Segue lo scambio di riflessioni tra Luca De Leva e Daniela Zangrando, in occasione della mostra Hai Paura dell’Uomo Nero? Atto primo (a cura di Daniela Zangrando) ospitata al Museo Burel a Belluno, dal 16 Marzo al 27 Aprile 2019
Luca De Leva – Il fulcro della nostra percezione è nel profondo di noi stessi, in uno spazio in cui i pensieri non sono ancora diventati parole. Spesso non gli concediamo mai lo spazio e il silenzio per manifestarsi, o per meglio dire, lo sfidante non permette che ciò accada, perchè questo significherebbe arrivare a vedere che la nostra vita non è nelle nostre mani, cioè nella trasposizione in azione delle sensazioni percepite dalla mente profonda, ma nelle mani delle forze dello sfidante, nell’illusione interiore della nostra libertà personale.
Ecco quindi che non esprimere le emozioni negative e far emergere la mente profonda, creano un nuovo spazio interiore, uno spazio di ascolto e osservazione, uno spazio totalmente nostro, dove lo sfidante non può intervenire, né interagire per utilizzarlo a suo vantaggio.
Più grande, più profondo questo spazio diventa, più prendiamo energia dal campo gravitazionale dello sfidante, più grande e maestosa diventa la nostra esistenza.
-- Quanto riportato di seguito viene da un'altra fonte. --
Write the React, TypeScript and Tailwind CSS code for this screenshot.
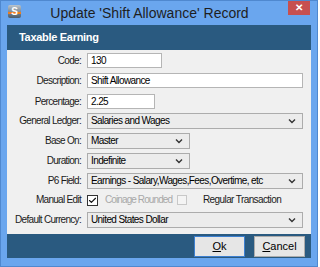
import { Check } from "lucide-react";

function Chevron() {
  return (
    <svg width="8" height="6" viewBox="0 0 8 6" className="shrink-0">
      <path d="M1 1.5 L4 4.5 L7 1.5" fill="none" stroke="#333" strokeWidth="1.4" />
    </svg>
  );
}

function Row({
  label,
  children,
  className = "",
}: {
  label: string;
  children: React.ReactNode;
  className?: string;
}) {
  return (
    <div className={`flex items-center ${className}`}>
      <div className="w-[75px] text-right pr-[1px] text-[10px] tracking-[-0.7px] text-[#1b1b1b] leading-none whitespace-nowrap">
        {label}
      </div>
      <div className="ml-[5px] flex-1 flex">{children}</div>
    </div>
  );
}

function TextBox({ value, width }: { value: string; width?: string }) {
  return (
    <div
      className={`h-[15px] bg-white border border-[#b5b5b5] px-[3px] flex items-center text-[10px] tracking-[-0.6px] text-black leading-none whitespace-nowrap ${
        width ?? "w-full"
      }`}
    >
      {value}
    </div>
  );
}

function Select({ value, width }: { value: string; width?: string }) {
  return (
    <div
      className={`h-[16px] bg-[#ececec] border border-[#acacac] pl-[3px] pr-[6px] flex items-center justify-between text-[10px] tracking-[-0.6px] text-black leading-none whitespace-nowrap ${
        width ?? "w-full"
      }`}
    >
      <span>{value}</span>
      <Chevron />
    </div>
  );
}

export default function App() {
  return (
    <div
      className="w-[318px] h-[267px] bg-[#6aa6ee] border border-[#4f88cf] flex flex-col overflow-hidden"
      style={{ fontFamily: '"Liberation Sans", Arial, sans-serif' }}
    >
      {/* Title bar */}
      <div className="h-[24px] flex items-start relative">
        <div className="mt-[4px] ml-[7px] w-[13px] h-[13px] rounded-[2px] bg-gradient-to-b from-[#b9c3cc] to-[#4d5c6a] flex items-end justify-center overflow-hidden relative">
          <div className="absolute left-0 right-0 top-[7px] h-[2px] bg-[#f07c1e]" />
          <span className="text-[10px] font-bold text-white leading-none mb-[1px] relative">S</span>
        </div>
        <div className="flex-1 text-center text-[14px] text-[#1e1e1e] mt-[5px] leading-none -ml-[10px] whitespace-nowrap">
          Update 'Shift Allowance' Record
        </div>
        <div className="w-[22px] h-[15px] bg-[#c75050] mr-[7px] -mt-[1px] flex items-center justify-center text-white text-[10px] font-bold leading-none">
          ✕
        </div>
      </div>

      {/* Inner panel */}
      <div className="mx-[6px] flex flex-col h-[233px]">
        <div className="h-[25px] bg-[#2a5a80] flex items-center pl-[12px] text-white font-bold text-[11px] tracking-[-0.3px] leading-none">
          Taxable Earning
        </div>

        <div className="flex-1 bg-[#f0f0f0] pr-[8px] pt-[3px] flex flex-col">
          <Row label="Code:">
            <TextBox value="130" width="w-[75px]" />
          </Row>
          <Row label="Description:" className="mt-[5px]">
            <TextBox value="Shift Allowance" />
          </Row>
          <Row label="Percentage:" className="mt-[6px]">
            <TextBox value="2.25" width="w-[68px]" />
          </Row>
          <Row label="General Ledger:" className="mt-[4px]">
            <Select value="Salaries and Wages" />
          </Row>
          <Row label="Base On:" className="mt-[4px]">
            <Select value="Master" width="w-[103px]" />
          </Row>
          <Row label="Duration:" className="mt-[4px]">
            <Select value="Indefinite" width="w-[103px]" />
          </Row>
          <Row label="P6 Field:" className="mt-[4px]">
            <Select value="Earnings - Salary,Wages,Fees,Overtime, etc" />
          </Row>
          <Row label="Manual Edit" className="mt-[5px]">
            <div className="flex items-center text-[10px] tracking-[-0.6px] leading-none h-[12px] whitespace-nowrap">
              <div className="w-[11px] h-[11px] bg-white border border-[#333] flex items-center justify-center">
                <Check size={9} strokeWidth={3} color="#111" />
              </div>
              <span className="ml-[7px] w-[72px] tracking-[-0.9px] text-[#a8a8a8]">Coinage Rounded</span>
              <div className="w-[10px] h-[10px] bg-[#f4f4f4] border border-[#c8c8c8]" />
              <span className="ml-[16px] text-[#1b1b1b]">Regular Transaction</span>
            </div>
          </Row>
          <Row label="Default Currency:" className="mt-[6px]">
            <Select value="United States Dollar" />
          </Row>
        </div>

        <div className="h-[24px] bg-[#2a5a80] flex items-start justify-end pr-[6px] pt-[2px] gap-[9px]">
          <div className="w-[51px] h-[21px] bg-[#e6e6e6] border border-[#3c7fd0] flex items-center justify-center text-[11px] text-black leading-none">
            <span className="underline">O</span>k
          </div>
          <div className="w-[51px] h-[21px] bg-[#e6e6e6] border border-[#acacac] flex items-center justify-center text-[11px] text-black leading-none">
            <span className="underline">C</span>ancel
          </div>
        </div>
      </div>
    </div>
  );
}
Daniela Zangrando – Mi rendo conto di conoscere troppo poco il tuo lavoro. Di averlo liquidato velocemente. Superficialmente.
Ho guardato con grande attenzione i materiali che mi hai mandato. Mi piacerebbe sapere a cosa stai pensando ora. Cosa stai fantasticando, sognando. A cosa stai lavorando.
Quella lettera. La sua intensità e la sua semplicità stravolgono il senso. Penso operi lo stesso movimento della mostra. Una via di mezzo tra un solitario scambio epistolare pieno d’amore e un lascito testamentario.
“Rappresentare la morte come se non ci fosse. Una comunità in cui tutto si svolge come se nessuno avesse cognizione della morte. Nella lingua di quella gente non c’è alcuna parola per dire ‘morte’; ma non c’è neppure alcuna consapevole circonlocuzione. Anche se uno di loro avesse l’intenzione di infrangere la legge e in particolare questo primo comandamento non scritto, inespresso, e volesse parlare della morte, non riuscirebbe a farlo, perché non troverebbe alcuna parola comprensibile agli altri. Nessuno viene seppellito, nessuno cremato. Nessuno finora ha mai visto un cadavere. Gli uomini spariscono, nessuno sa dove; un senso di pudore li induce improvvisamente ad allontanarsi; poiché è ritenuto peccaminoso essere soli, non si fa mai menzione degli assenti. Spesso ritornano, ci si rallegra quando qualcuno è di nuovo presente. Ogni periodo di allontanamento e di solitudine viene considerato alla stregua di un brutto sogno, e non si è tenuti a riferirne. Le donne gravide tornano da questi viaggi con i bambini che hanno partorito, si sgravano in solitudine, a casa potrebbero morire durante il parto. Persino i bambini piccolissimi d’improvviso si allontanano.” (Elias Canetti)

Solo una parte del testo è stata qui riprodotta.